I can only guess why they did this, so I won’t, but it does damage the film’s verisimilitude and it’s an unnecessary distraction in a movie based on events that needed no dramatic embellishment.

That said, “Bombshell” works as a dissection of the predatory climate in place at Fox under Ailes’ leadership. Randolph’s script pierces to the heart of the horrors Carlson and Fox News anchor Megyn Kelly must have endured during Ailes’ reign and gives us an unflinching look at the audacity of a monster. It also shows us how hard it was for these women to come forward.

Meanwhile, Roach deftly handles the movie’s frequent tonal shifts from snappy comedy to disheartening drama. One minute, the actors are breaking the fourth wall and spewing political snark, and the next, they’re depicting the soul-crushing humiliation women like Carlson and Kelly suffered.

Roach’s best work comes early in the film as he establishes the scope of the hostile climate at Fox News, with his camera breezing past glass tables that reveal the legs of the female talent and briefly stopping to show footage of male co-anchors laughing off their on-air comments about Carlson’s looks.

The best part of “Bombshell,” however, is its cast. Major league baseball has its all-stars, the National Football League has its Pro Bowlers and the Screen Actors Guild now has “Bombshell.”

Featuring Charlize Theron as Kelly, Nicole Kidman as Carlson, Margot Robbie as Pospisil and Lithgow as Ailes, the film is packed with heavy hitters who deliver top-notch work. Not only that, the supporting actors are just as good, especially Allison Janney as Ailes’ attorney, Susan Estrich.

Many of the actors are almost unrecognizable under the makeup and prosthetics. Nowhere is this truer than with Lithgow, who looks entirely unlike himself until the camera closes in and allows you to take a long gaze. And yet it was his performance, not his cosmetics, that made my skin crawl.

Robbie nearly steals the show from Lithgow. In one scene, she captures her character’s fear and uncertainty as she struggles to make a mark at Fox; in another, she nails Pospisil’s devastation after O’Reilly insults her for asking a smart question; and later, you can see part of Pospisil die when Ailes asks her to lift her dress “a little higher.”

As Robbie demonstrated in “I, Tonya” and “Once Upon a Time in Hollywood,” she has talent to spare. Here, she uses it to capture just the right expression, just the right body language and just the right emotion in every scene. Her character might have been a composite, but her performance is full of truth.

While Theron and Kidman deliver strong performances, too, they’ve done better work in other films.
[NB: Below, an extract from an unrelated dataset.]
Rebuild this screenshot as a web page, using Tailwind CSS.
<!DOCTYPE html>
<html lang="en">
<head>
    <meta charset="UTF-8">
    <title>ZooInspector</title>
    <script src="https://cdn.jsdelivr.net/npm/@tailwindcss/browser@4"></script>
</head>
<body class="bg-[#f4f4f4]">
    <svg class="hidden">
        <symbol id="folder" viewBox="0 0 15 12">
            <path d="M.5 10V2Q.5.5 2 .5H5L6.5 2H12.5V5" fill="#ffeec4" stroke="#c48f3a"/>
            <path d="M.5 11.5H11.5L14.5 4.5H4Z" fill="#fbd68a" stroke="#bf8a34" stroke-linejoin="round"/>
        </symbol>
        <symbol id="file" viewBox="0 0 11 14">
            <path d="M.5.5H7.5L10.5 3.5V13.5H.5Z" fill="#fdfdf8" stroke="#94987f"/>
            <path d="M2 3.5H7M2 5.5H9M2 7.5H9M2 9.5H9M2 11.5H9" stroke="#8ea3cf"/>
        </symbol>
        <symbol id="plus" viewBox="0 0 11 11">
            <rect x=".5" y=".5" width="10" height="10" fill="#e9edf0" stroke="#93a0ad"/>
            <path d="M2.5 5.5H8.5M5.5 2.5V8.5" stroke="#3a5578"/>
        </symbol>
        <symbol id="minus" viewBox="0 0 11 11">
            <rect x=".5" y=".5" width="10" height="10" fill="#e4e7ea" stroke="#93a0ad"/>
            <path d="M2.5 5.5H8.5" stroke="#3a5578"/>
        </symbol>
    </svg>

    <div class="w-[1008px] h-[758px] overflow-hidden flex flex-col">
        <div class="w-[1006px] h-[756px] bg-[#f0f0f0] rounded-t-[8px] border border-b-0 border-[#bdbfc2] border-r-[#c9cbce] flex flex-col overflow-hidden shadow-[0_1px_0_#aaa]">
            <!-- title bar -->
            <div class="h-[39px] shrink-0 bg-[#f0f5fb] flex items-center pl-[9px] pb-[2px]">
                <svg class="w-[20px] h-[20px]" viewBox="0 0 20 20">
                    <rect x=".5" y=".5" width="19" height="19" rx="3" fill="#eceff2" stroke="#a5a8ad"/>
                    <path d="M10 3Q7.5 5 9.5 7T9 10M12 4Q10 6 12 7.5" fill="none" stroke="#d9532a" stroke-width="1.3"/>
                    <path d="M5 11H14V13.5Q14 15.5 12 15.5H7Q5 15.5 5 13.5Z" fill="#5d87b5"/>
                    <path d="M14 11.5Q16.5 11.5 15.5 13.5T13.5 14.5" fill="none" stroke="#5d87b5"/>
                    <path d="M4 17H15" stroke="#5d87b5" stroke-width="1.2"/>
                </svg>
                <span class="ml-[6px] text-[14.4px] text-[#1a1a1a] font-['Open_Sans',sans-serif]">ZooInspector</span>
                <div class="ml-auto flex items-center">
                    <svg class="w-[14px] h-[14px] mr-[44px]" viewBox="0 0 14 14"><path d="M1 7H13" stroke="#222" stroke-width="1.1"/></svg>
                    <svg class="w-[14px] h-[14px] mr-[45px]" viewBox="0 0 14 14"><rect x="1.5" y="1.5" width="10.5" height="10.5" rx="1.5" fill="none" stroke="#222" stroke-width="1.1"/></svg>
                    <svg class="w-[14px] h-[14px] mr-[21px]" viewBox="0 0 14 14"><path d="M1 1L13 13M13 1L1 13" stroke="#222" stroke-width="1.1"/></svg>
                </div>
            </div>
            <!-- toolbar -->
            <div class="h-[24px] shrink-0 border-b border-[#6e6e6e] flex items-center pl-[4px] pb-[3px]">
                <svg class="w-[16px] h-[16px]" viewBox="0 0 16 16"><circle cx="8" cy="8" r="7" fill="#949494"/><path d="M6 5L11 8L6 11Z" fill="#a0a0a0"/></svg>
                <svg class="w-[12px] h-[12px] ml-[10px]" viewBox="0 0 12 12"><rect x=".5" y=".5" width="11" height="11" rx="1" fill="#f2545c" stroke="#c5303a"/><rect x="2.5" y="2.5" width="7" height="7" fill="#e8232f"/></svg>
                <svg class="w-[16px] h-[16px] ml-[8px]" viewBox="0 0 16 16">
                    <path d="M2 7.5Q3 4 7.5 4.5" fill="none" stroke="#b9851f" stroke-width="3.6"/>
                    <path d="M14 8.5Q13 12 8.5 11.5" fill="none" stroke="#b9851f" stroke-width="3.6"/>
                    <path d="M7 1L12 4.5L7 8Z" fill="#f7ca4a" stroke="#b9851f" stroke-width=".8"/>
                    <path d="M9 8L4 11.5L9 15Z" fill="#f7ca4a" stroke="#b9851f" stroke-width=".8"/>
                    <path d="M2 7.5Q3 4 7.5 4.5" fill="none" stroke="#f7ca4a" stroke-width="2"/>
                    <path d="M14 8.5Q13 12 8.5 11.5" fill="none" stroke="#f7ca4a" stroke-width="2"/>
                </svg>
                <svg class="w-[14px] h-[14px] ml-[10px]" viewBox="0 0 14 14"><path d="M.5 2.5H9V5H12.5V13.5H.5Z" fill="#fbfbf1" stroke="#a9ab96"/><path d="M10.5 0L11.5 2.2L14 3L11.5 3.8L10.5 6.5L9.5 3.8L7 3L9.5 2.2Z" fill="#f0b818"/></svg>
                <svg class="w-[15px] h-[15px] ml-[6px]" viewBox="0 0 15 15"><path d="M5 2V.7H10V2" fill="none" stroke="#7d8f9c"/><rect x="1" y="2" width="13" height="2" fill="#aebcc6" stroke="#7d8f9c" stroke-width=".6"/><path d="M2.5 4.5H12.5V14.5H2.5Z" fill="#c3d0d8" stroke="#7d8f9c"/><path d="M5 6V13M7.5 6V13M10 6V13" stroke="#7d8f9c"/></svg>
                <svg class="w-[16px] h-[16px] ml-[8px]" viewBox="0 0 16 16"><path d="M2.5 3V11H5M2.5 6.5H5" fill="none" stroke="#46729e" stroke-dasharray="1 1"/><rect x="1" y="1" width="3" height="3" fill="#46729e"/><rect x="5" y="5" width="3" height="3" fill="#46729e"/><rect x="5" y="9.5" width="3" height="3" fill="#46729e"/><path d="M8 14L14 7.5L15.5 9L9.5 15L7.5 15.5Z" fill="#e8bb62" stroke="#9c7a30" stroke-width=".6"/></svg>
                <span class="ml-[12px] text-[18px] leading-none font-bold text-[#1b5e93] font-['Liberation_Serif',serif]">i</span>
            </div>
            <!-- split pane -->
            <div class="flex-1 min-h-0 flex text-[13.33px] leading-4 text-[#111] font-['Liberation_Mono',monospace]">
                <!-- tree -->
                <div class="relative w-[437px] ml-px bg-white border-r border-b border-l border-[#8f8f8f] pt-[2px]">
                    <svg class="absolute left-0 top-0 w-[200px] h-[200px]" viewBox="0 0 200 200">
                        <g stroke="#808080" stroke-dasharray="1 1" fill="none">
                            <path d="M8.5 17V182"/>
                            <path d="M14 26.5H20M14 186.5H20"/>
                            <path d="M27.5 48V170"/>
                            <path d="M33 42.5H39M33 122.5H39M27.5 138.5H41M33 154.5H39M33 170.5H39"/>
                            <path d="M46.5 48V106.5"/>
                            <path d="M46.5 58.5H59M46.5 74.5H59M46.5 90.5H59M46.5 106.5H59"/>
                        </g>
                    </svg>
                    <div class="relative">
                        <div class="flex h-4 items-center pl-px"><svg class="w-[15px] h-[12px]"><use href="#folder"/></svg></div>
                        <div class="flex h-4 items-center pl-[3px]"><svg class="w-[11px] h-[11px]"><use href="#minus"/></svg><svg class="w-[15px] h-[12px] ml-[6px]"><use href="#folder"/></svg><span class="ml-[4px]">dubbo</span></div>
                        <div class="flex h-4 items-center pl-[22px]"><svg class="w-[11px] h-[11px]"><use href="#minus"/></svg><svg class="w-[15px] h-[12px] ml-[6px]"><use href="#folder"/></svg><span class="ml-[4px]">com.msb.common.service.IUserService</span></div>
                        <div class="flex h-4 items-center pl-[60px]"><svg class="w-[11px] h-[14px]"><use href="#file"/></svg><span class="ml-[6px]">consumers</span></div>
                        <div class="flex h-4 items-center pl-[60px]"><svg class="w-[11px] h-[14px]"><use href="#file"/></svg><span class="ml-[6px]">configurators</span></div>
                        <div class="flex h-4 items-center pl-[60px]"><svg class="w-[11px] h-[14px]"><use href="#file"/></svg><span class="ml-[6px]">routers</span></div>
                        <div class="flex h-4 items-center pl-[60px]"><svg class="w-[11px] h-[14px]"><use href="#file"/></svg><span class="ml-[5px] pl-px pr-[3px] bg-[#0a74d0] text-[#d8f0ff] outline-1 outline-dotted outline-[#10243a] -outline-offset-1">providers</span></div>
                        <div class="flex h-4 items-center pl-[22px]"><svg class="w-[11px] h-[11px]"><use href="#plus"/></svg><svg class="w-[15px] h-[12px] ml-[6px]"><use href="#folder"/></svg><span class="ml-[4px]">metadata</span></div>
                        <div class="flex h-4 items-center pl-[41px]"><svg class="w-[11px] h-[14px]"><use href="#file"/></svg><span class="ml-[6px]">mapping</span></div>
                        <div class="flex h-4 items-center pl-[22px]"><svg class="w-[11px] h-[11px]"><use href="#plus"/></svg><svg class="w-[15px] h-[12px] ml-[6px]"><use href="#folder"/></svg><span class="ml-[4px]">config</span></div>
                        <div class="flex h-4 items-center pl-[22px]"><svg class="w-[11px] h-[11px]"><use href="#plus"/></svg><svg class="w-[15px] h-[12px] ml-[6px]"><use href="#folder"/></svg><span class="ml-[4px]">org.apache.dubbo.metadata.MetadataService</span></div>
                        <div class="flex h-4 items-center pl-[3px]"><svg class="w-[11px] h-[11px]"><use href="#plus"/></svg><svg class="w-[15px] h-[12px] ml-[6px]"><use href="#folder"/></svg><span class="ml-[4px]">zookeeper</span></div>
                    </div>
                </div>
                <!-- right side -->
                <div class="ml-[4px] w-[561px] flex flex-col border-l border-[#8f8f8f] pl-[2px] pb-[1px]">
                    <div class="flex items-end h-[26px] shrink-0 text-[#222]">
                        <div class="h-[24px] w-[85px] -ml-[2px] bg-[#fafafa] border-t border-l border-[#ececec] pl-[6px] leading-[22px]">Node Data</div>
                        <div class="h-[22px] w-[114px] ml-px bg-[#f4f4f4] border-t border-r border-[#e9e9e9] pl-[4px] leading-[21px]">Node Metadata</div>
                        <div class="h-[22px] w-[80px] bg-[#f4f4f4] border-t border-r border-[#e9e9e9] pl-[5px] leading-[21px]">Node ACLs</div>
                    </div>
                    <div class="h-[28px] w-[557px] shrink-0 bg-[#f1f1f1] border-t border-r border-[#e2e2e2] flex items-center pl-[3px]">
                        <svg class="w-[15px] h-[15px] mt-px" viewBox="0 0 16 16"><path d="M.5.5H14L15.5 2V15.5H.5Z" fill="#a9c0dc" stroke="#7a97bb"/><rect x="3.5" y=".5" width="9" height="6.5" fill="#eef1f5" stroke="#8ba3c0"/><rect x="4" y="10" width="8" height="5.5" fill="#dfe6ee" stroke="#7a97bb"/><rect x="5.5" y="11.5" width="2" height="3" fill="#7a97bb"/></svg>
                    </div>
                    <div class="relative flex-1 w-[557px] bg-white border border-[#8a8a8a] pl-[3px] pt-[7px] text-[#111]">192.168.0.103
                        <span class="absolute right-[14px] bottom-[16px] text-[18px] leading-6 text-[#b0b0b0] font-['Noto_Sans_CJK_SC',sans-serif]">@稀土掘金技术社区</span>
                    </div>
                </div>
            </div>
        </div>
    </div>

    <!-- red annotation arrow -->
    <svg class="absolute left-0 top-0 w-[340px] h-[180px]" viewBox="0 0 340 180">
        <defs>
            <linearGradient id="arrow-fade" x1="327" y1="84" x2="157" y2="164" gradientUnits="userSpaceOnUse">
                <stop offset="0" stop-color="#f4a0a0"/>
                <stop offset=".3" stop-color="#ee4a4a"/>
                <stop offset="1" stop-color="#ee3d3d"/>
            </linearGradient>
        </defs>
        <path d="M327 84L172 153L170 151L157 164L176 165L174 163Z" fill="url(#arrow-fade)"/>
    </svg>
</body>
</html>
“Bombshell” is not universally loved. Some critics say it doesn’t delve deeply enough into its subject matter, it glosses over the flaws of the people it portrays or it replaces less than honorable motivations with noble ones.

But I think Roach and Randolph hit the mark. Even at this stage in the life of the #MeToo movement, “Bombshell” doesn’t feel like a me-too movie. It feels like the culmination of the many efforts to portray the scandals that led to a cultural shift in attitudes and behavior. It’s not perfect, but it is well-made and relevant.

And it has Malcolm McDowell as Robert Murdoch, which alone would be worth the price of admission.